#### Dataset
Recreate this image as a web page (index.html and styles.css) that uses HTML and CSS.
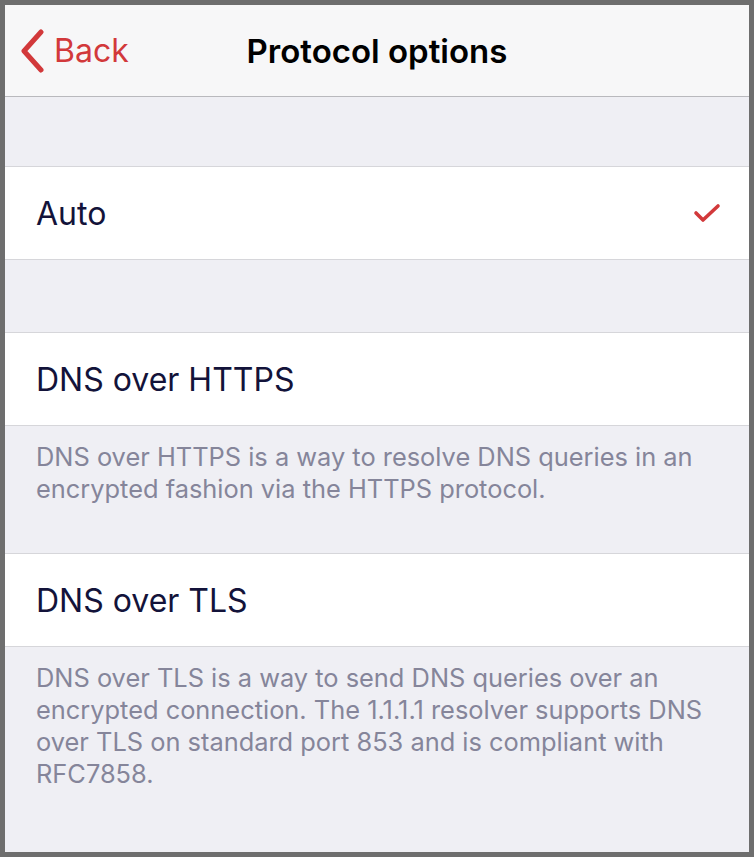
--
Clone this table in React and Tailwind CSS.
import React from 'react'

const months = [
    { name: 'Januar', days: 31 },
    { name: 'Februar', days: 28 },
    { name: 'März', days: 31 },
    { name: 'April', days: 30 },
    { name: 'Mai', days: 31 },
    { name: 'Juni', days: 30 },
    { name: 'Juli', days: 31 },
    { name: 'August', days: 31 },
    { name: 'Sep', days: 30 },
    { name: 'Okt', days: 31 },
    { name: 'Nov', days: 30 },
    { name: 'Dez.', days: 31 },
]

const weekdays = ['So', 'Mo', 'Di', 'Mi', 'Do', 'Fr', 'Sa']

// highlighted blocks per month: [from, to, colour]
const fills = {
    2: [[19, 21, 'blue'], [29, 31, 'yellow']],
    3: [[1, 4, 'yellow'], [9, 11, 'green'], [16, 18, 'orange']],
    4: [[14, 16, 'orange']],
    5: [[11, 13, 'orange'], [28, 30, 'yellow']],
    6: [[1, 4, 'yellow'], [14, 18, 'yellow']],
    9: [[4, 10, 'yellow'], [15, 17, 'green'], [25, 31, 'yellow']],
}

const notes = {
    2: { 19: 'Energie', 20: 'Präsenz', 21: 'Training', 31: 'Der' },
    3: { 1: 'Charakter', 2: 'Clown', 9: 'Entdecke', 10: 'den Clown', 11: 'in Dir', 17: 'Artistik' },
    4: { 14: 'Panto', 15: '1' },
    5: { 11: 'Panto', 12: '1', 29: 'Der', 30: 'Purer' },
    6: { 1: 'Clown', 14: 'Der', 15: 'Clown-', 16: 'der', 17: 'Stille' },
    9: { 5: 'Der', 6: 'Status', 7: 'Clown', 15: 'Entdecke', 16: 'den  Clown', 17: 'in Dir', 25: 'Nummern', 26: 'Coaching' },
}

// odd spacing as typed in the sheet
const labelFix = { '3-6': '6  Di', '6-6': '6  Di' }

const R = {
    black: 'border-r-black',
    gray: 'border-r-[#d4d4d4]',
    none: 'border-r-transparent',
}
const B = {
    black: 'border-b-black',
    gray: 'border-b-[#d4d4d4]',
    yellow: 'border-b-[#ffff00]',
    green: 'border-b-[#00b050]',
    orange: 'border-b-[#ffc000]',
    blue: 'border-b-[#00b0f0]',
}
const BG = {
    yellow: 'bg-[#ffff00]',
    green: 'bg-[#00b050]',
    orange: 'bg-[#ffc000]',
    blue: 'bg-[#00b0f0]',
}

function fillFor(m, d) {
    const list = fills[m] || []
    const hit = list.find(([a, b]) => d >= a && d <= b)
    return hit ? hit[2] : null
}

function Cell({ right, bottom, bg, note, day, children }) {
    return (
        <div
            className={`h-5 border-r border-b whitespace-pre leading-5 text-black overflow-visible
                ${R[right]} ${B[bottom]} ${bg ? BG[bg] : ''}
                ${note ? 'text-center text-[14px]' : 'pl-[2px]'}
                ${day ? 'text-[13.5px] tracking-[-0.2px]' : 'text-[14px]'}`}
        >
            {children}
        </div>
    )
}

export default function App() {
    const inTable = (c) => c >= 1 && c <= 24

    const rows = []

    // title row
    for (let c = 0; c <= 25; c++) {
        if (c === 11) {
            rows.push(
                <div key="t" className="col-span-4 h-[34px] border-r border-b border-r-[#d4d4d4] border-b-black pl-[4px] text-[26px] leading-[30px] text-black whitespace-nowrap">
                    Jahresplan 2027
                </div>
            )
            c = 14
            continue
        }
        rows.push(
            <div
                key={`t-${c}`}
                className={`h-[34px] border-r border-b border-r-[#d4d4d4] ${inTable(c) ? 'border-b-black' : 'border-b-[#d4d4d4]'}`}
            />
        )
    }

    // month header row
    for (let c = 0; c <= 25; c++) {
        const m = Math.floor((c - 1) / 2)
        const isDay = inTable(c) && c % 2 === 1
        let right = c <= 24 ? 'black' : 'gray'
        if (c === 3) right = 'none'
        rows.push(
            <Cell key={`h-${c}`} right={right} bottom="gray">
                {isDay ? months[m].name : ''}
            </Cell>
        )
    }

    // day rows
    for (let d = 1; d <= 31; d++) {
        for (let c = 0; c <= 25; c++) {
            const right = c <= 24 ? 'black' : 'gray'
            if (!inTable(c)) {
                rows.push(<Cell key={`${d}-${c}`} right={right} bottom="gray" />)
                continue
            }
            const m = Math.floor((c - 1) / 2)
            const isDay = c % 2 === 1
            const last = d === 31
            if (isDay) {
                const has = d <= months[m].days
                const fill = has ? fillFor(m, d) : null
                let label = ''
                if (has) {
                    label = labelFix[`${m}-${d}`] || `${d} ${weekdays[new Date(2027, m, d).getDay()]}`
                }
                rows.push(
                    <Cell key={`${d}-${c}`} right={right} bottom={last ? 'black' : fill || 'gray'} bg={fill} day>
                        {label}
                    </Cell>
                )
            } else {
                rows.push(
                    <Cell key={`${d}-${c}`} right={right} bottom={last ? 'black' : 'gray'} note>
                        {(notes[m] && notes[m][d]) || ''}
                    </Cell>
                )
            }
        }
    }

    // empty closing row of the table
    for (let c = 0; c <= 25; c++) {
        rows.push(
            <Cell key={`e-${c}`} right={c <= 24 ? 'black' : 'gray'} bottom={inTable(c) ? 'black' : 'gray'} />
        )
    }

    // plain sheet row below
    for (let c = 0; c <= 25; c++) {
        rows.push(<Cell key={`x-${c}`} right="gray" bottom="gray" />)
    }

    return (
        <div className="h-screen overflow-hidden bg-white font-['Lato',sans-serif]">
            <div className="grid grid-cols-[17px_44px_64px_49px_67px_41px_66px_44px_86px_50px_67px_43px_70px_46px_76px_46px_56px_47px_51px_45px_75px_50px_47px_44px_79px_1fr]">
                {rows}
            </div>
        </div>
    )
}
* * *
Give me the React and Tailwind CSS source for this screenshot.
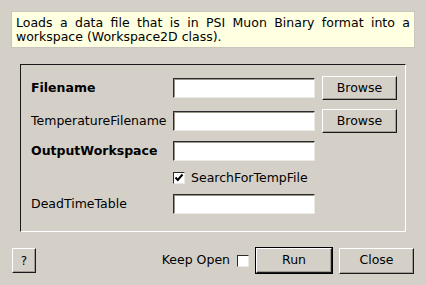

#### Written task
Of all the entries above, repeat only the lines from the line that has "Clone this table in React and Tailwind CSS." to the line that has "const weekdays = ['So', 'Mo', 'Di', 'Mi', 'Do', 'Fr', 'Sa']", both lines included, exactly.

#### In response
Clone this table in React and Tailwind CSS.
import React from 'react'

const months = [
    { name: 'Januar', days: 31 },
    { name: 'Februar', days: 28 },
    { name: 'März', days: 31 },
    { name: 'April', days: 30 },
    { name: 'Mai', days: 31 },
    { name: 'Juni', days: 30 },
    { name: 'Juli', days: 31 },
    { name: 'August', days: 31 },
    { name: 'Sep', days: 30 },
    { name: 'Okt', days: 31 },
    { name: 'Nov', days: 30 },
    { name: 'Dez.', days: 31 },
]

const weekdays = ['So', 'Mo', 'Di', 'Mi', 'Do', 'Fr', 'Sa']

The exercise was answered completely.